The prospect that staff currently on furlough may not want to return to the business is a big concern for William Lees-Jones, managing director at brewer and pub operator JW Lees.

He told Peter Martin, host of MCA’s The Conversation earlier this week that alongside the issues of lack of footfall, and rent-related debt, the big worry for him is that there is going to be a lack of talent when JW Lees does come to reopen its estate.

“The one thing I don’t want to hear is managers saying they have had to bring in agency chefs because the chefs we have been paying furlough to have all decided to go home,” he said. He fears that some workers on furlough will have found alternative jobs in the year they have not been working in the pubs. “That for me is going to be the next big challenge that we will all face,” he said.

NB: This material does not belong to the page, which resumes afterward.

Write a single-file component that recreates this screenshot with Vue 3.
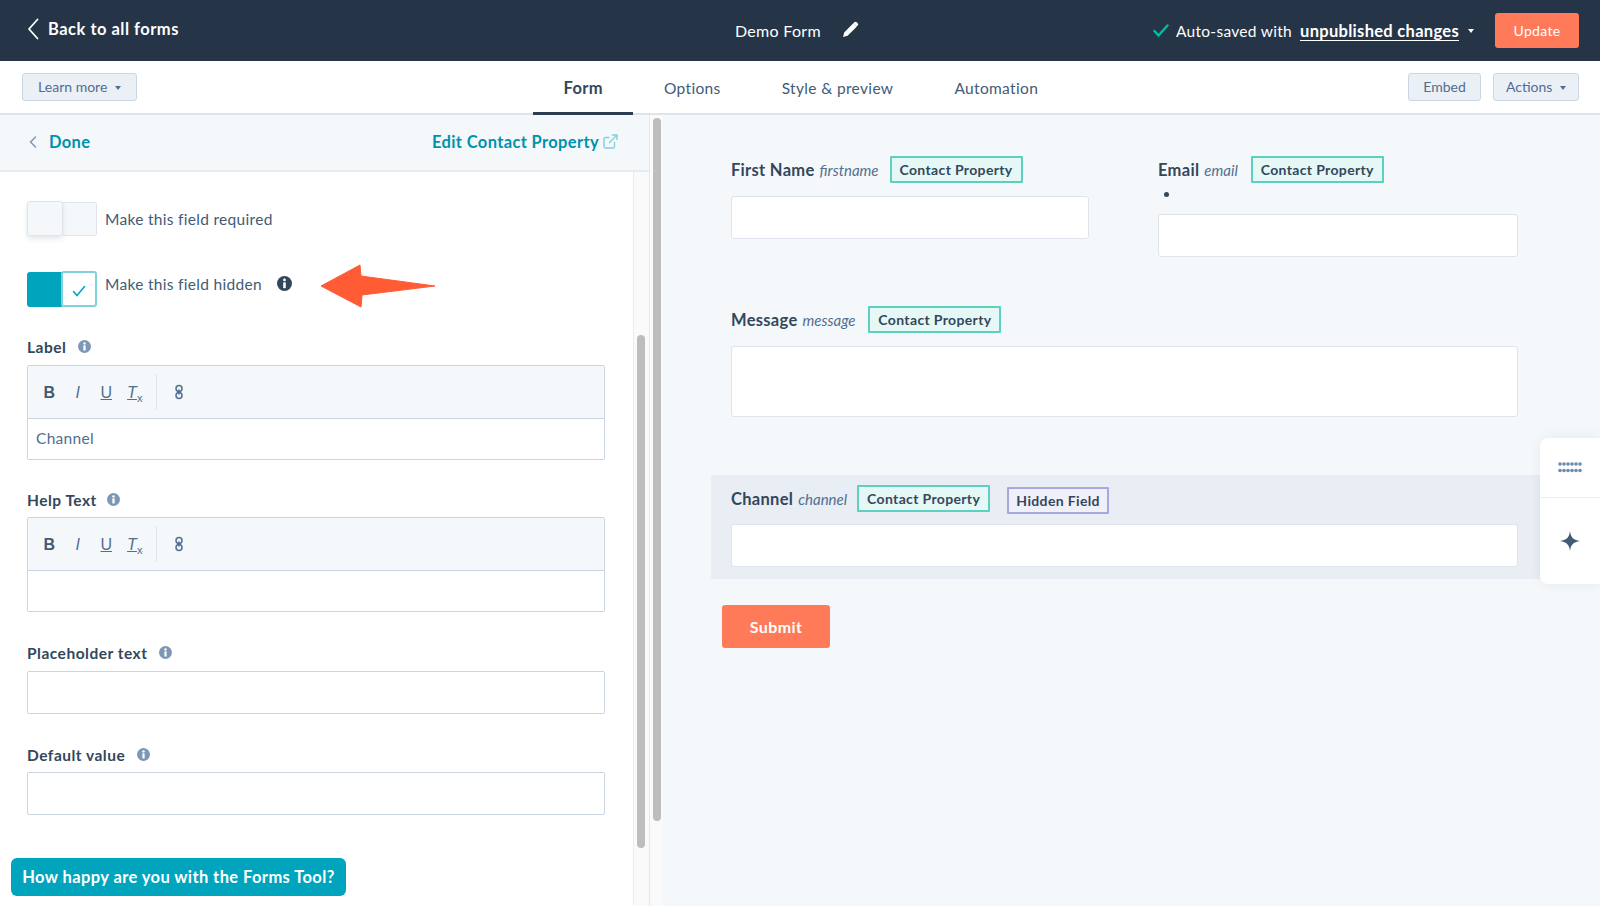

Lees-Jones said the business would look to open about a third of its sites from 12 April. They will operate with a slimmed down menu; some will only operate from Thursday to Sunday and others will not open if it’s raining. They won’t be taking any reservations, and in a large number of sites they won’t be offering any food, he said.

“It’s an opportunity for managers to manage – those that are desperate and say they can do it without losing too much money have been given a lot of freedom,” he said. “The thing that’s terrifying is that for some of our biggest sites in town centres, we just don’t think there will be people in those town centres for those to work outside,” he added.

Lees-Jones said that while the business was in a precarious position when it came to its financial position, it took the view at the beginning of the pandemic that the one thing its pub partners didn’t want was a big mountain of debt, “so for as long as every pub has been closed they haven’t paid any rent at all – and nor should they”.